Mizmor is a storm of extreme metal that made me reconsider the musical styles that I really like. In the past I never had direct contact with the music known by the term “drone metal”, the only point of reference I had for this style was the already well-known band “Sunn 0)))”. This album that bears the title of Yodh simply left me speechless, in the following lines I am going to try to condense and convey the feelings and sensations that this album managed to convey to me as best I can, since I must let out the ecstasy that I experienced encouraging others to listen and live the experience.

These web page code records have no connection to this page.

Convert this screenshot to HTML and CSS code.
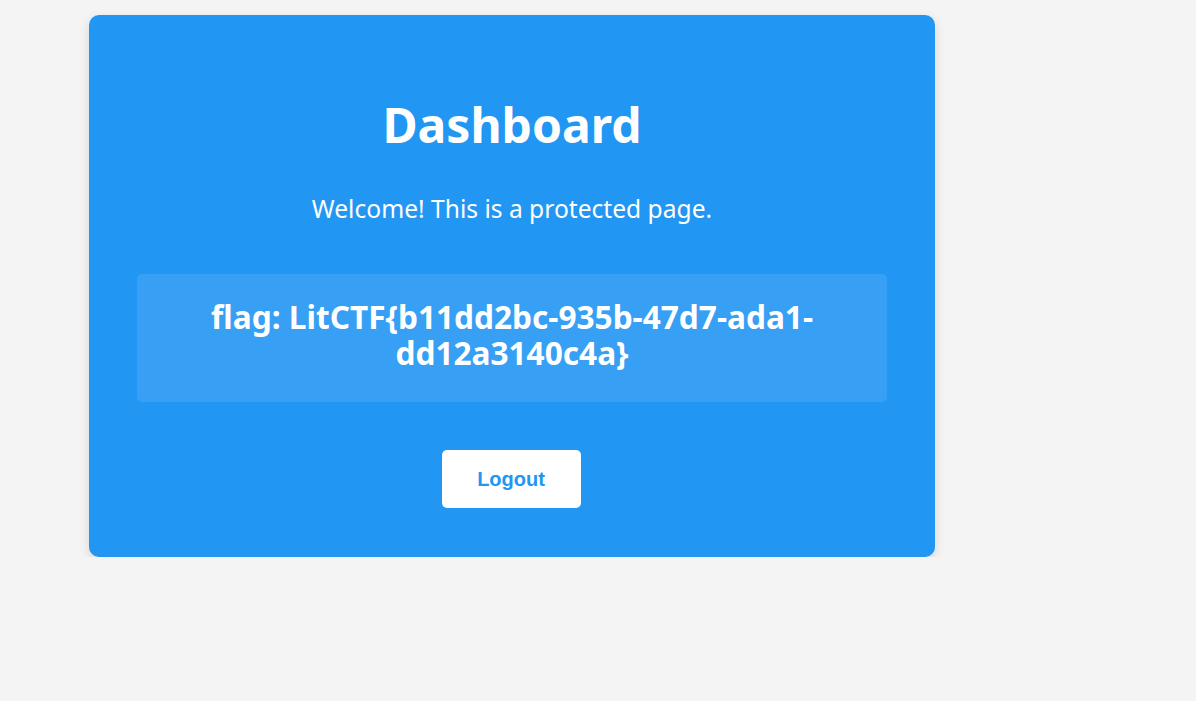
FILE: index.html
```html
<!DOCTYPE html>
<html lang="en">
<head>
<meta charset="utf-8">
<title>Dashboard</title>
<link rel="stylesheet" href="styles.css">
</head>
<body>
  <main class="card">
    <h1 class="title">Dashboard</h1>
    <p class="welcome">Welcome! This is a protected page.</p>
    <div class="flag-box">
      <h2 class="flag">flag: LitCTF{b11dd2bc-935b-47d7-ada1-dd12a3140c4a}</h2>
    </div>
    <button class="logout" type="button">Logout</button>
  </main>
</body>
</html>
```

FILE: styles.css
```css
html, body {
  margin: 0;
  padding: 0;
}

body {
  background: #f4f4f4;
  font-family: "Noto Sans", "Open Sans", sans-serif;
  padding: 15px 0 0 89px;
}

.card {
  box-sizing: border-box;
  width: 846px;
  height: 542px;
  background: #2196f3;
  border-radius: 10px;
  box-shadow: 0 4px 12px rgba(0, 0, 0, 0.12);
  padding: 48px;
  display: flex;
  flex-direction: column;
  align-items: center;
  color: #fff;
  text-align: center;
}

.title {
  margin: 30px 0 0;
  font-size: 48px;
  font-weight: 700;
  line-height: 64px;
}

.welcome {
  margin: 36px 0 0;
  font-size: 24.6px;
  line-height: 32px;
}

.flag-box {
  box-sizing: border-box;
  width: 750px;
  height: 128px;
  margin-top: 49px;
  background: rgba(255, 255, 255, 0.1);
  border-radius: 5px;
  display: flex;
  align-items: center;
  justify-content: center;
  padding: 0 60px 6px;
}

.flag {
  margin: 0;
  font-size: 31.6px;
  font-weight: 700;
  line-height: 36px;
}

.logout {
  margin-top: 48px;
  margin-right: 2px;
  width: 139px;
  height: 58px;
  border: none;
  border-radius: 5px;
  background: #fff;
  color: #2196f3;
  font-family: "Liberation Sans", Arial, sans-serif;
  font-size: 20px;
  font-weight: 700;
  cursor: pointer;
}
```
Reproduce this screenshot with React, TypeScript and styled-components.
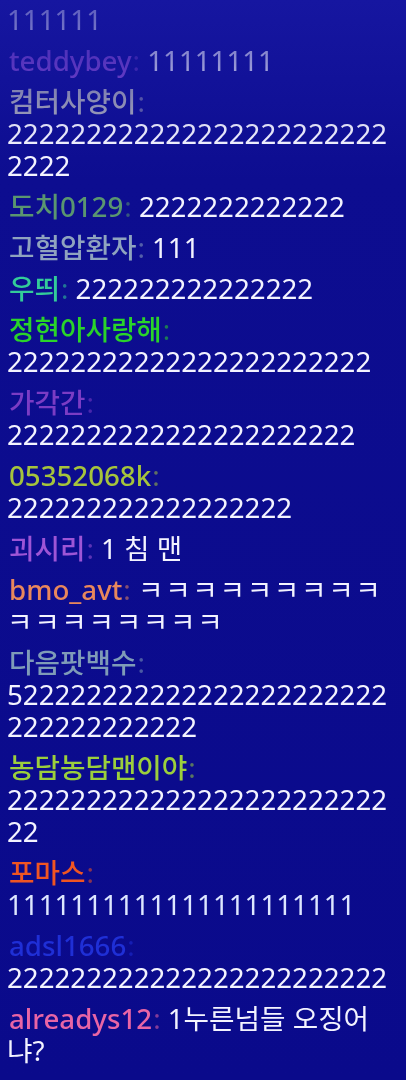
import React from "react";
import styled, { createGlobalStyle } from "styled-components";

const GlobalStyle = createGlobalStyle`
  html, body {
    margin: 0;
    padding: 0;
    background: #0a0a8a;
  }
  #root {
    height: 100vh;
  }
`;

const Screen = styled.div`
  height: 100vh;
  overflow: hidden;
  background: linear-gradient(to bottom, #1616a0 0px, #0d0d90 180px, #0a0a8b 100%);
`;

const ChatList = styled.div`
  height: 100%;
  box-sizing: border-box;
  display: flex;
  flex-direction: column;
  justify-content: flex-end;
  gap: 9px;
  padding: 0 14px 14px 7px;
  -webkit-mask-image: linear-gradient(
    to bottom,
    rgba(0, 0, 0, 0.3) 0px,
    rgba(0, 0, 0, 0.55) 60px,
    rgba(0, 0, 0, 0.85) 110px,
    #000 150px
  );
  mask-image: linear-gradient(
    to bottom,
    rgba(0, 0, 0, 0.3) 0px,
    rgba(0, 0, 0, 0.55) 60px,
    rgba(0, 0, 0, 0.85) 110px,
    #000 150px
  );
`;

const Message = styled.div`
  font-family: "Noto Sans", "Noto Sans CJK KR", sans-serif;
  font-size: 27.7px;
  line-height: 32px;
  color: #f3f3ff;
  overflow-wrap: break-word;
  flex-shrink: 0;
`;

const Name = styled.span<{ $color: string }>`
  color: ${(p) => p.$color};
  font-weight: 500;
  padding-left: 2px;
`;

const Colon = styled.span<{ $color: string }>`
  color: ${(p) => p.$color};
  opacity: 0.55;
  padding-left: 1px;
`;

const Text = styled.span<{ $tint?: string; $spacing?: number }>`
  color: ${(p) => p.$tint || "#f3f3ff"};
  letter-spacing: ${(p) => (p.$spacing ? `${p.$spacing}px` : "normal")};
`;

type Msg = {
  name?: string;
  color?: string;
  text: string;
  tint?: string;
  spacing?: number;
};

const messages: Msg[] = [
  { text: "111111" },
  { name: "teddybey", color: "#8a4fd8", text: "11111111" },
  { name: "컴터사양이", color: "#a9aabb", text: "2".repeat(28) },
  { name: "도치0129", color: "#5a9670", text: "2".repeat(13) },
  { name: "고혈압환자", color: "#8fa3bf", text: "111" },
  { name: "우띄", color: "#33cc99", text: "2".repeat(15) },
  { name: "정현아사랑해", color: "#2ad42a", text: "2".repeat(23) },
  { name: "가각간", color: "#7b3cc4", text: "2".repeat(22) },
  { name: "05352068k", color: "#a6c43c", text: "2".repeat(18) },
  { name: "괴시리", color: "#9e55d6", text: "1 침 맨" },
  { name: "bmo_avt", color: "#e8875c", text: "ㅋ".repeat(17), spacing: 1.7 },
  { name: "다음팟백수", color: "#7f9bb8", text: "5" + "2".repeat(35) },
  { name: "농담농담맨이야", color: "#9ccf3c", text: "2".repeat(26) },
  { name: "포마스", color: "#f05522", text: "1".repeat(22), tint: "#dde6ff" },
  { name: "adsl1666", color: "#1f2fd6", text: "2".repeat(24) },
  { name: "alreadys12", color: "#e865a5", text: "1누른넘들 오징어냐?" },
];

export default function App() {
  return (
    <>
      <GlobalStyle />
      <Screen>
        <ChatList>
          {messages.map((m, i) => (
            <Message key={i}>
              {m.name && m.color ? (
                <>
                  <Name $color={m.color}>{m.name}</Name>
                  <Colon $color={m.color}>:</Colon>{" "}
                </>
              ) : null}
              <Text $tint={m.tint} $spacing={m.spacing}>
                {m.text}
              </Text>
            </Message>
          ))}
        </ChatList>
      </Screen>
    </>
  );
}
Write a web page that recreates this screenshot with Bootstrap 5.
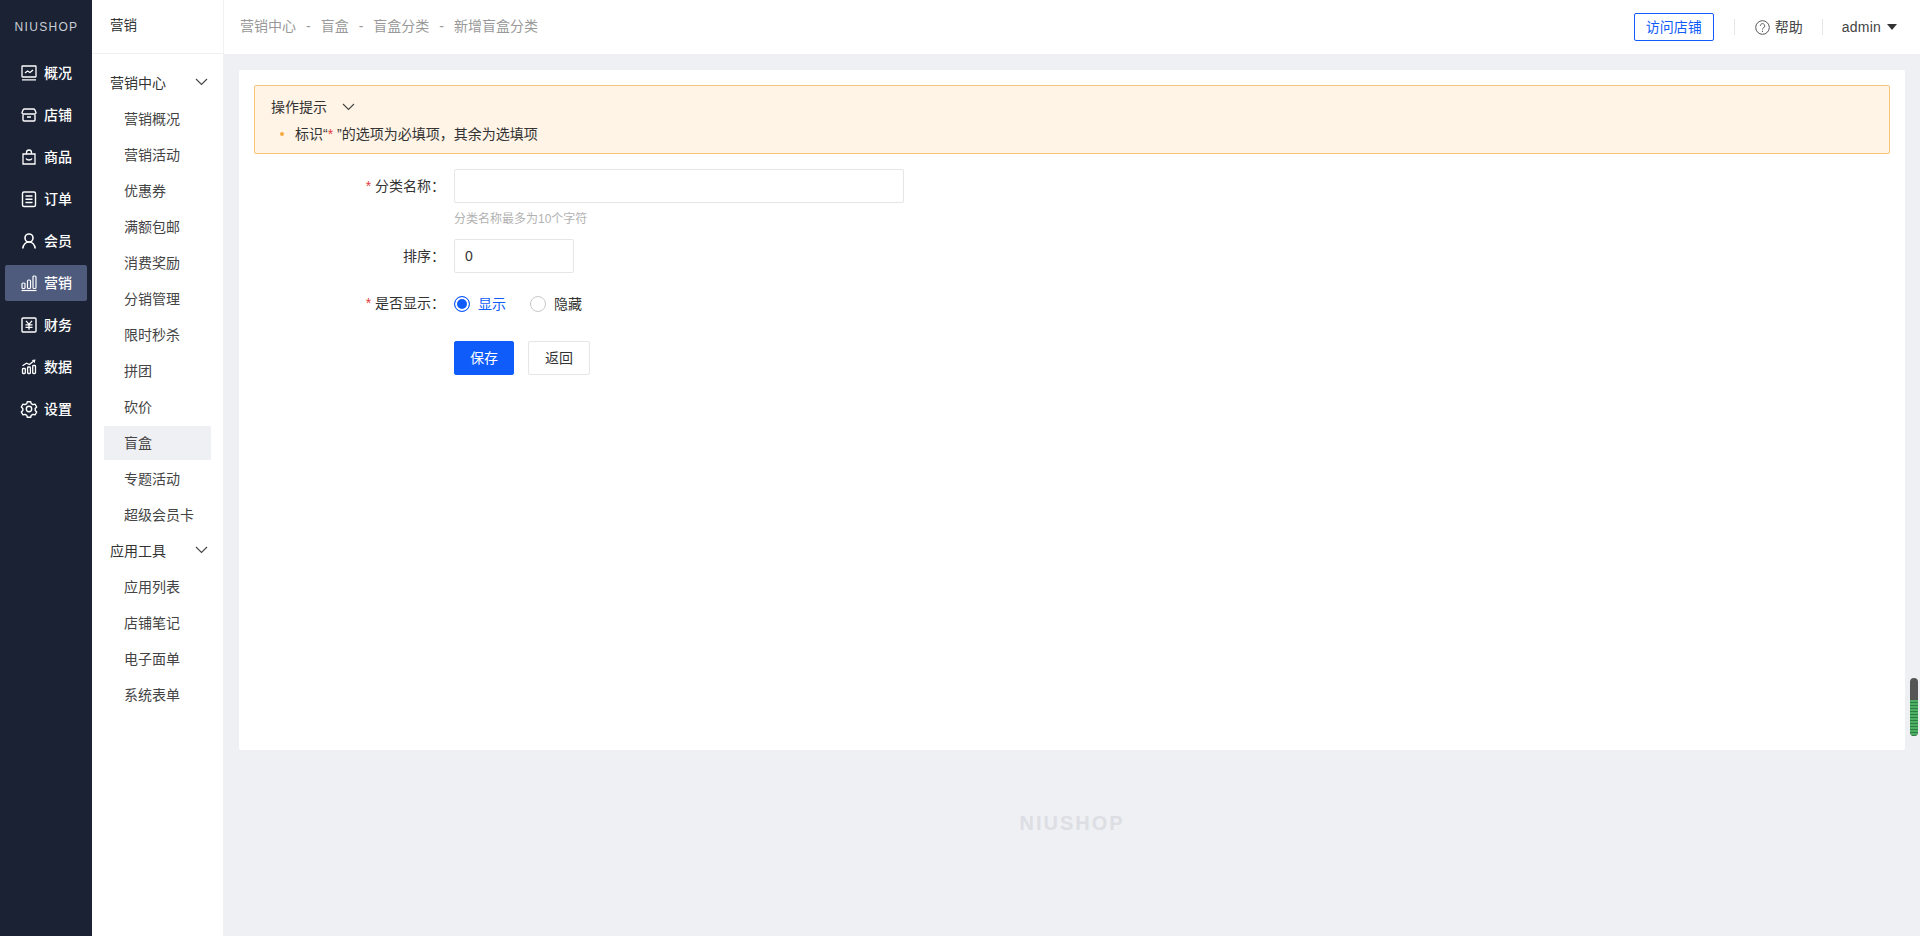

The atmosphere of the album is massive, oppressive, depressive, dissonant, crushing and desolate, it is like waking up on a planet or world that completely escapes any rational use of the perception of reality as we know it. In that world, we only see sinister monoliths like the ones we can see on the cover, made by the famous Polish painter Zdzisław Beksiński. If his work had a soundtrack, Mizmor would be the most suitable entity for that purpose. As we walk through the shadowy and sonic lands of Yodh, we hear a work in voices that chill the blood, it sounds like a specter screaming in despair and lament through those gray and perverse depressive and crushing lunar landscapes, that perhaps Lovecraftian entity is terrifying, we cannot see it or understand the meaning of those gloomy remains, but we understand only one thing: whatever that being is, it is not happy at all.
Musically, it is an album full of spaced and minimalist nuances combined with some attacks typical of black metal, slow and creeping riffs with a decadent and pessimistic feeling, which reflect an overwhelming nihilism, the drums are precise and fulminating as needed by the different layers and nuances. that each song has. It is a suffocating and claustrophobic album at times, the atmospheric heaviness is overwhelming, dragging us into a miserable and apathetic world. The voices weave apocalyptic and frantic phrases, like sobs of deep and unbearable pain. Few albums of metal and extreme music in general have been able to transmit such a sentimental feeling in me, and even more so considering that the artist wanted to transmit an absolute emptiness, a feeling of supreme existential crisis after being disappointed and abandoned by the Christian faith ( “Mizmor” translates as “psalm” in Hebrew). This nuance adds an enigmatic touch to this work as a whole.
Words are not enough, although I hope that with this review I have been able to get someone else to listen to this album, sometimes we have to leave our comfort zone to discover amazing things that we would never have known, locked in our ignorance, a titanic work of extreme music.